In recent years, perhaps coming full circle to his youthful days as a political draughtsman, this perfectionist with words has paid increasing attention to the physical appearance of his books. "It's a kind of vengeance, getting even for past failures. You see, when I was little, I always felt sorry for adults with their boring books. Kids have pictures. Adults don't." Intent on changing that, believing a book should be a feast for the eye, Galeano began to insert little Aztec motifs between each of the entries at the beginning of Memoria del fuego. He expanded on the idea and indeed allowed text to mirror image in Libro de los abrazos, which is both a verbal and visual collage. Its dust jacket reads, a "seamless blend, a multiplicity of voices." In this case the promotional hype describes accurately Galeano's patented vignette style--parable, paradox, anecdote, dream--all fragments of himself and the world around him. Scattered throughout the text are fish with umbrellas, hands out of hors, a boy with hoop and an octopus head. The graphics are no more surreal than the contradictions of life central to his work.

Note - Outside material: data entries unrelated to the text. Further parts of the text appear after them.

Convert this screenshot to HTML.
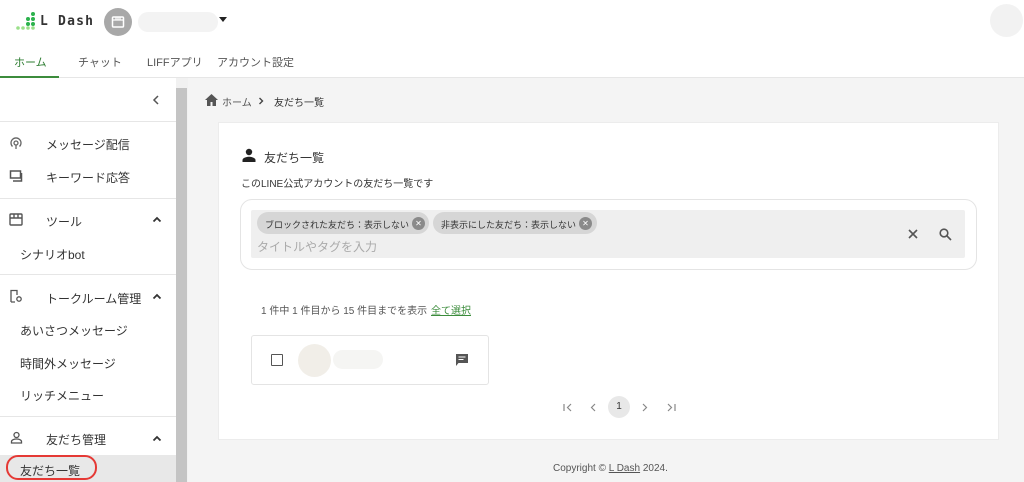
<!DOCTYPE html>
<html><head><meta charset="utf-8"><style>
*{box-sizing:border-box;margin:0;padding:0}
body{width:1024px;height:482px;overflow:hidden;background:#f4f4f4;font-family:"Liberation Sans","Noto Sans CJK JP",sans-serif;color:#333;position:relative;font-size:12px}
.abs{position:absolute}
.hdr{left:0;top:0;width:1024px;height:78px;background:#fff;border-bottom:1px solid #e6e6e6}
.tab{top:54px;font-size:11px;color:#555}
.side{left:0;top:78px;width:176px;height:404px;background:#fff}
.sb{left:176px;top:88px;width:11px;height:394px;background:#c4c4c4}
.sbt{left:176px;top:78px;width:12px;height:404px;background:#f1f1f1}
.it{left:0;width:176px;font-size:12px;color:#333}
.hr{left:0;width:176px;height:1px;background:#e6e6e6}
.card{left:218px;top:122px;width:781px;height:318px;background:#fff;border:1px solid #ececec}
.chip{top:212px;height:22px;border-radius:11px;background:#d6d6d6;font-size:9px;color:#333;padding:6px 0 0 8px;white-space:nowrap}
.x{position:absolute;top:4.5px;width:13px;height:13px;border-radius:50%;background:#8a8a8a;color:#fff;font-size:8px;line-height:13px;text-align:center}
.chev{position:absolute;left:152px}
</style></head><body>
<div class="abs hdr"></div>
<svg class="abs" style="left:14px;top:11px" width="24" height="20" viewBox="0 0 24 20">
<g fill="#2bb24c"><circle cx="19" cy="3" r="2"/><circle cx="14" cy="8" r="2"/><circle cx="19" cy="8" r="2"/><circle cx="14" cy="13" r="2"/><circle cx="19" cy="13" r="2"/></g>
<g fill="#9be08a"><circle cx="4" cy="17" r="1.8"/><circle cx="9" cy="17" r="1.8"/><circle cx="14" cy="17" r="1.8"/><circle cx="19" cy="17" r="1.8"/></g></svg>
<div class="abs" style="left:40px;top:14px;font-size:13px;font-weight:bold;letter-spacing:1.2px;color:#333;font-family:'DejaVu Sans Mono',monospace">L Dash</div>
<div class="abs" style="left:104px;top:8px;width:28px;height:28px;border-radius:50%;background:#a8a8a8"></div>
<svg class="abs" style="left:111px;top:15px" width="14" height="14" viewBox="0 0 14 14"><rect x="1.5" y="2" width="11" height="10" rx="1" fill="none" stroke="#fff" stroke-width="1.5"/><path d="M2 5h10M5 2v3M7 2v3M9 2v3" stroke="#fff" stroke-width="1.2"/></svg>
<div class="abs" style="left:138px;top:12px;width:80px;height:20px;border-radius:10px;background:#f3f3f3"></div>
<div class="abs" style="left:219px;top:17px;width:0;height:0;border-left:4px solid transparent;border-right:4px solid transparent;border-top:5px solid #222"></div>
<div class="abs" style="left:990px;top:4px;width:33px;height:33px;border-radius:50%;background:#f2f2f2"></div>
<div class="abs tab" style="left:14px;color:#2e7d32">ホーム</div>
<div class="abs" style="left:0;top:76px;width:59px;height:2px;background:#3c8c3c"></div>
<div class="abs tab" style="left:78px">チャット</div>
<div class="abs tab" style="left:147px">LIFFアプリ</div>
<div class="abs tab" style="left:217px">アカウント設定</div>

<div class="abs sbt"></div><div class="abs sb"></div>
<div class="abs side"></div>
<svg class="abs" style="left:152px;top:95px" width="8" height="10" viewBox="0 0 8 10"><path d="M6 1L2 5l4 4" fill="none" stroke="#555" stroke-width="1.5"/></svg>
<div class="abs hr" style="top:121px"></div>
<svg class="abs" style="left:9px;top:136px" width="14" height="14" viewBox="0 0 14 14" fill="none" stroke="#666" stroke-width="1.3"><circle cx="7" cy="7" r="2"/><path d="M3.5 10.5a5 5 0 1 1 7 0M7 9v4"/></svg>
<div class="abs it" style="left:46px;top:136px">メッセージ配信</div>
<svg class="abs" style="left:9px;top:169px" width="14" height="14" viewBox="0 0 14 14" fill="none" stroke="#555" stroke-width="1.5"><path d="M1.5 2h10v7h-10zM4 12h8.5V4"/></svg>
<div class="abs it" style="left:46px;top:169px">キーワード応答</div>
<div class="abs hr" style="top:198px"></div>
<svg class="abs" style="left:9px;top:213px" width="14" height="13" viewBox="0 0 14 13" fill="none" stroke="#555" stroke-width="1.4"><rect x="1" y="1" width="12" height="11" rx="1"/><path d="M1 5h12M5 1v4M9 1v4"/></svg>
<div class="abs it" style="left:46px;top:213px">ツール</div>
<svg class="chev" style="top:216px" width="10" height="7" viewBox="0 0 10 7"><path d="M1.5 5.5L5 2l3.5 3.5" fill="none" stroke="#333" stroke-width="1.8"/></svg>
<div class="abs it" style="left:20px;top:246px">シナリオbot</div>
<div class="abs hr" style="top:274px"></div>
<svg class="abs" style="left:9px;top:289px" width="14" height="14" viewBox="0 0 14 14" fill="none" stroke="#555" stroke-width="1.3"><path d="M2 13V1.5h6V6M2 13h4"/><circle cx="10" cy="10" r="2.2"/></svg>
<div class="abs it" style="left:46px;top:290px">トークルーム管理</div>
<svg class="chev" style="top:293px" width="10" height="7" viewBox="0 0 10 7"><path d="M1.5 5.5L5 2l3.5 3.5" fill="none" stroke="#333" stroke-width="1.8"/></svg>
<div class="abs it" style="left:20px;top:322px">あいさつメッセージ</div>
<div class="abs it" style="left:20px;top:355px">時間外メッセージ</div>
<div class="abs it" style="left:20px;top:387px">リッチメニュー</div>
<div class="abs hr" style="top:416px"></div>
<svg class="abs" style="left:10px;top:431px" width="13" height="13" viewBox="0 0 13 13" fill="none" stroke="#555" stroke-width="1.3"><circle cx="6.5" cy="4" r="2.5"/><path d="M1.5 12v-1.5c0-1.5 2.5-2.5 5-2.5s5 1 5 2.5V12z"/></svg>
<div class="abs it" style="left:46px;top:431px">友だち管理</div>
<svg class="chev" style="top:435px" width="10" height="7" viewBox="0 0 10 7"><path d="M1.5 5.5L5 2l3.5 3.5" fill="none" stroke="#333" stroke-width="1.8"/></svg>
<div class="abs" style="left:0;top:455px;width:176px;height:27px;background:#e8e8e8"></div>
<div class="abs" style="left:6px;top:455px;width:91px;height:25px;border:2.5px solid #e53935;border-radius:12px"></div>
<div class="abs it" style="left:20px;top:462px">友だち一覧</div>

<svg class="abs" style="left:205px;top:94px" width="13" height="12" viewBox="0 0 13 12"><path d="M6.5 0L0 6h2v6h3.5V8h2v4H11V6h2z" fill="#555"/></svg>
<div class="abs" style="left:222px;top:94px;font-size:10px;color:#555">ホーム</div>
<svg class="abs" style="left:258px;top:97px" width="6" height="8" viewBox="0 0 6 8"><path d="M1.5 1l3 3-3 3" fill="none" stroke="#444" stroke-width="1.4"/></svg>
<div class="abs" style="left:274px;top:94px;font-size:10px;color:#333">友だち一覧</div>

<div class="abs card"></div>
<svg class="abs" style="left:242px;top:148px" width="14" height="14" viewBox="0 0 14 14" fill="#222"><circle cx="7" cy="4" r="3.2"/><path d="M0.5 14v-2c0-2 4-3.2 6.5-3.2S13.5 10 13.5 12v2z"/></svg>
<div class="abs" style="left:264px;top:149px;font-size:12px;color:#333">友だち一覧</div>
<div class="abs" style="left:241px;top:175px;font-size:10px;color:#333">このLINE公式アカウントの友だち一覧です</div>
<div class="abs" style="left:240px;top:199px;width:737px;height:71px;border:1px solid #e4e4e4;border-radius:12px"></div>
<div class="abs" style="left:251px;top:210px;width:714px;height:48px;background:#efefef;border-radius:2px"></div>
<div class="abs chip" style="left:257px;width:172px">ブロックされた友だち：表示しない<span class="x" style="left:155px">✕</span></div>
<div class="abs chip" style="left:433px;width:164px">非表示にした友だち：表示しない<span class="x" style="left:146px">✕</span></div>
<div class="abs" style="left:257px;top:238px;font-size:12px;color:#aaa">タイトルやタグを入力</div>
<svg class="abs" style="left:908px;top:229px" width="10" height="10" viewBox="0 0 10 10"><path d="M1 1l8 8M9 1l-8 8" stroke="#555" stroke-width="1.6"/></svg>
<svg class="abs" style="left:939px;top:228px" width="13" height="13" viewBox="0 0 13 13" fill="none" stroke="#555" stroke-width="1.6"><circle cx="5" cy="5" r="3.8"/><path d="M8 8l4 4"/></svg>
<div class="abs" style="left:261px;top:302px;font-size:10px;color:#555">1 件中 1 件目から 15 件目までを表示</div>
<div class="abs" style="left:431px;top:302px;font-size:10px;color:#3c8c3c;text-decoration:underline">全て選択</div>
<div class="abs" style="left:251px;top:335px;width:238px;height:50px;border:1px solid #e4e4e4;border-radius:3px;background:#fff"></div>
<div class="abs" style="left:271px;top:354px;width:12px;height:12px;border:1.8px solid #555;border-radius:1px"></div>
<div class="abs" style="left:298px;top:344px;width:33px;height:33px;border-radius:50%;background:#f1eee8"></div>
<div class="abs" style="left:333px;top:350px;width:50px;height:19px;border-radius:10px;background:#f5f5f3"></div>
<svg class="abs" style="left:455px;top:353px" width="14" height="14" viewBox="0 0 14 14"><path d="M1 1h12v9H3.5L1 13z" fill="#555"/><path d="M3.5 4h7M3.5 6.5h5" stroke="#fff" stroke-width="1"/></svg>
<svg class="abs" style="left:563px;top:403px" width="10" height="9" viewBox="0 0 10 9" fill="none" stroke="#888" stroke-width="1.2"><path d="M1 1v7M8 1L4.5 4.5 8 8"/></svg>
<svg class="abs" style="left:590px;top:403px" width="6" height="9" viewBox="0 0 6 9" fill="none" stroke="#888" stroke-width="1.2"><path d="M5 1L1.5 4.5 5 8"/></svg>
<div class="abs" style="left:608px;top:396px;width:22px;height:22px;border-radius:50%;background:#e8e8e8;font-size:10px;text-align:center;line-height:22px;color:#333">1</div>
<svg class="abs" style="left:642px;top:403px" width="6" height="9" viewBox="0 0 6 9" fill="none" stroke="#888" stroke-width="1.2"><path d="M1 1l3.5 3.5L1 8"/></svg>
<svg class="abs" style="left:666px;top:403px" width="10" height="9" viewBox="0 0 10 9" fill="none" stroke="#888" stroke-width="1.2"><path d="M2 1l3.5 3.5L2 8M9 1v7"/></svg>
<div class="abs" style="left:553px;top:463px;font-size:10px;color:#555">Copyright © <u>L Dash</u> 2024.</div>
</body></html>
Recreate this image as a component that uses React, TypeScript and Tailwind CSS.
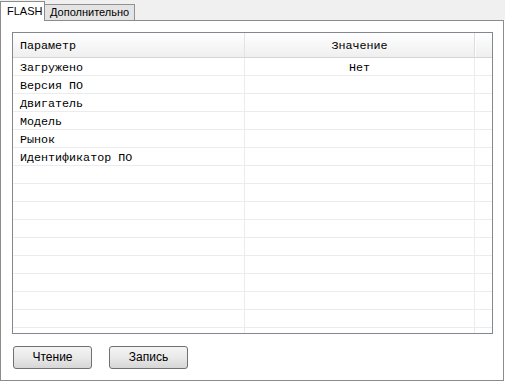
const rows = [
  "Загружено",
  "Версия ПО",
  "Двигатель",
  "Модель",
  "Рынок",
  "Идентификатор ПО",
];

const values: Record<string, string> = { Загружено: "Нет" };

const App = () => {
  const body = Array.from({ length: 16 }, (_, i) => rows[i] ?? "");

  return (
    <div className="w-[505px] h-[382px] bg-white font-['Liberation_Sans',Arial,sans-serif] text-black">
      {/* tabs */}
      <div className="flex items-end h-[20px] bg-[#f0f0f0] w-[505px]">
        <div className="relative z-10 -mb-px h-[20px] w-[45px] border-l border-t border-r border-[#8c8c8c] bg-white text-[11px] leading-[18px] pl-[6px]">
          FLASH
        </div>
        <div className="h-[16px] w-[90px] border-t border-r border-[#919191] bg-[#e4e4e4] text-[11px] leading-[15px] pl-[5px]">
          Дополнительно
        </div>
      </div>

      {/* panel */}
      <div className="w-[504px] h-[361px] border border-[#8c8c8c] bg-white pt-[11px] pl-[11px]">
        <div className="w-[481px] h-[302px] border border-[#828790] overflow-hidden font-['Liberation_Mono','Courier_New',monospace] text-[11.7px]">
          <div className="flex h-[25px] border-b border-[#d5d5d5] bg-gradient-to-b from-white to-[#efefef]">
            <div className="w-[232px] border-r border-[#e3e3e3] pl-[7px] pt-[2px] leading-[22px]">
              Параметр
            </div>
            <div className="w-[230px] border-r border-[#dcdcdc] text-center pt-[2px] leading-[22px]">
              Значение
            </div>
            <div className="flex-1 border-l border-white" />
          </div>
          {body.map((name, i) => (
            <div key={i} className="flex h-[18px] border-b border-[#ececec]">
              <div className="w-[232px] border-r border-[#ececec] pl-[7px] pt-[3px] leading-[14px]">
                {name}
              </div>
              <div className="w-[230px] border-r border-[#ececec] text-center pt-[3px] leading-[14px]">
                {values[name] ?? ""}
              </div>
              <div className="flex-1" />
            </div>
          ))}
        </div>

        <div className="flex gap-[17px] mt-[12px] ml-px">
          {["Чтение", "Запись"].map((label) => (
            <button
              key={label}
              className="w-[79px] h-[23px] rounded-[3px] border border-[#707070] bg-gradient-to-b from-[#f4f4f4] via-[#e9e9e9] to-[#d6d6d6] text-[12px] leading-[21px]"
            >
              {label}
            </button>
          ))}
        </div>
      </div>
    </div>
  );
};

export default App;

When this handsome man of weary eyes and resonant voice carefully reads from this collection (as he did during a series of North American appearances last year), he conjures similar paradoxes of disturbing clarity. His singular lines have a kind of "hang time," they linger in the mind. Obviously they were meant to be read aloud. The broad range of Galeano's interest is most apparent in We Say No, the anthology which W.W. Norton published this year in an English language edition, evidence of the writer's growing reputation in North America. Subtitled Chronicles 1963-1991, it contains early journalistic sketches on Pele, who wanted to be an airplane pilot and whiled away his hours reading scholarly books on sociology; Che Guevara, who "had a marked inclination to do everything he could not do," such as play futbol despite acute asthma; and Juan Peron, who told Galeano that power makes one ignorant, only in exile did he have time to read. In travel pieces, Galeano the Vagabond, reveals his remarkable ear and eye for irony. Amidst the squalor of a mining camp within the diamond fields of Venezuela, where prostitutes and merchants do better than mines, during a torrential downpour a wise old woman tells Galeano: "Next to glory lies hell. You take one step and in you fall." He describes Caminas, the oil town which produced Venezuelan black gold for half a century, now a swamp without sewers, with big-bellied barefoot kids wandering about, a wasteland of iron skeletons hovering over dead wells. In Bolivia, stranded in an overcrowded boxcar by a railroad strike, Galeano spots an ad for "Beautiful Dawn" cream which in four short weeks promises lighter skin. He's the only white person on the train. The collection has its quiet moments: reflections on exile, retrospective comments regarding Memoria del fuego, brief autobiographic notes alluding to his three marriages, his need to live by the sea, and his once-bushy head now bald, as well as his distaste for opera, plastic tablecloths and computers. More turbulent in mood are essays like Fascism in Latin America, Chronicle of Torture and Victory, and The Structure of Impotence.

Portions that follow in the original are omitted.